Liberal leader laid down, say Tom Kean’s conservative Republican critics

Some GOP activists who are questioning the record of the former Republican Senate Minority Leader Tom Kean Jr. are pointing out that he never voted against a single nominee appointed by ultra-liberal Governor Phil Murphy.

Kean was unusually cooperative with Murphy as well as former Senate President Steve Sweeney, who is pictured above with the son of former Governor Thomas H. Kean.

GOP conservatives are hoping for a more assertive posture from Steve Oroho, the five-term Republican from Sussex County, who was elected Senate Minority Leader to succeed Kean.

To illustrate the liberal GOP leader’s inadequacy, they compare Kean to Sen. Mitch McConnell of Kentucky, the Republican leader in the US Senate.

Critics say Kean did very little to help Republican candidates win in key battleground contests, noting that he and the statewide leadership PAC completely ignored Donald Trump enthusiast Ed Durr, who in November defeated Sweeney, the ironworker’s union executive who was the state’s longest-serving Senate president.

While McConnell has been criticized for using Senate rules like the filibuster—which requires most legislation to secure a 60-vote supermajority to advance— to impose legislative gridlock, Kean has completely avoided obstruction during his timid tenure as the top GOP lawmaker in Trenton.

Governor Thomas H. Kean and his son, Senator Tom Kean Jr. are among the rare breed known as Rockefeller Republicans, vestiges of an East Coast liberal establishment largely replaced during the Reagan Revolution of the 1980s. Such Republicans in name only, or RINOs still hinder conservatives.

Conservatives say Kean could have placed a blanket hold on all nominations of executive appointees needing Senate confirmation, use the Constitutional option to make Murphy and other Democrats more accountable.

Republicans are expected to use senatorial courtesy – the unwritten rule that no nomination can advance through the confirmation process without approval of the nominee’s home county senator – far more often after Kean departs the Senate in January.

Republican senators will be able to blackball Murphy nominees who reside in 15 of New Jersey’s 21 counties once the new legislative session begins.

“Sen. Mitch McConnell of Kentucky, the Republican leader in the US Senate, used the filibuster rule enough to be universally condemned as a tough-as-nails obstructionist when Barack Obama was president and he is doing the same thing to President Joe Biden,” said one pundit. “Instead of a tiger fighting against reckless tax-and-spend policies, Tom Kean has been a pussycat in Murphy’s lap.”

In 2009, McConnell faced a newly elected Democratic president who talked optimistically about unity and bipartisanship. Back then, in a less polarized nation, Obama was more popular than Biden is now; early in his first term, his popularity neared 70%.

McConnell was audacious but candid: He declared himself an opponent of bipartisanship.

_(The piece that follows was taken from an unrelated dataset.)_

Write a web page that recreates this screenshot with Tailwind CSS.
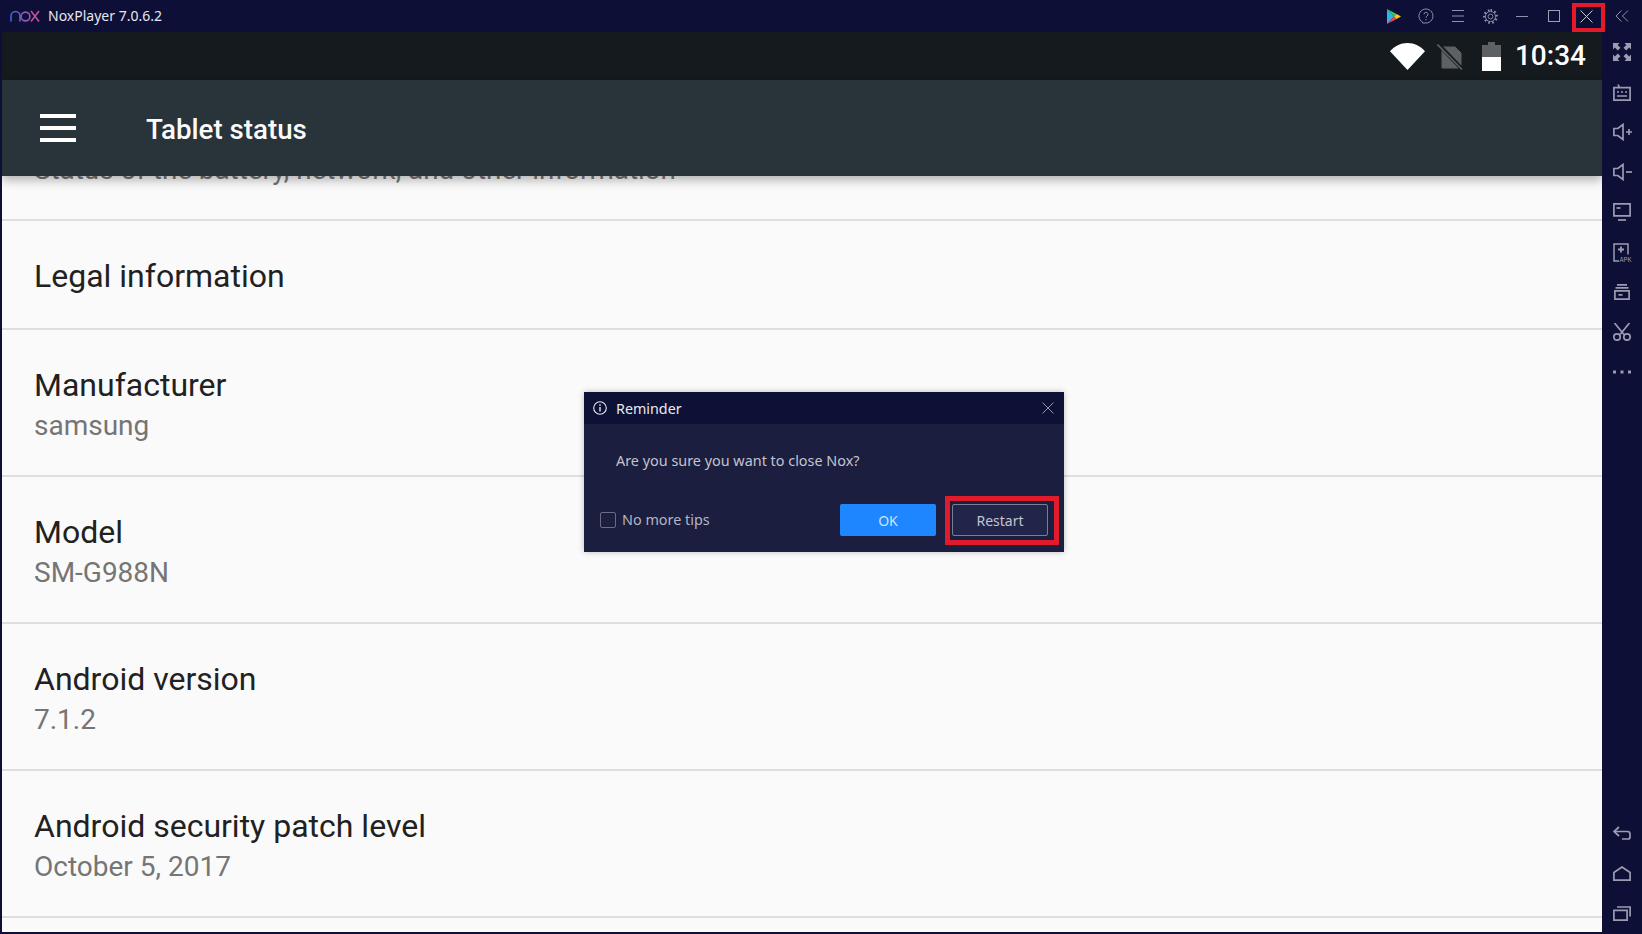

“When you hang the ‘bipartisan’ tag on something, the perception is that differences have been worked out and there’s a broad agreement,” he explained in a 2011 interview with the Atlantic. “The only way the American people would know that a great debate was going on was if the measures were not bipartisan.”

‘Kean’ in Chinese

The Republican congressional candidate’s father, Thomas H. Kean, who served as governor of New Jersey from 1982 to 1990, and now sits on the board of directors at the Bipartisan Policy Center, a liberal Washington, DC-based think tank.

Governor Kean is also a member of the National Committee on United States-China Relations, a group that advocates friendly interaction between America businesses and the brutal communist regime.

Despite his father’s friendly attitude toward the communist giant, Kean is raising money off the message that: “China is the GREATEST threat to our country. Period.”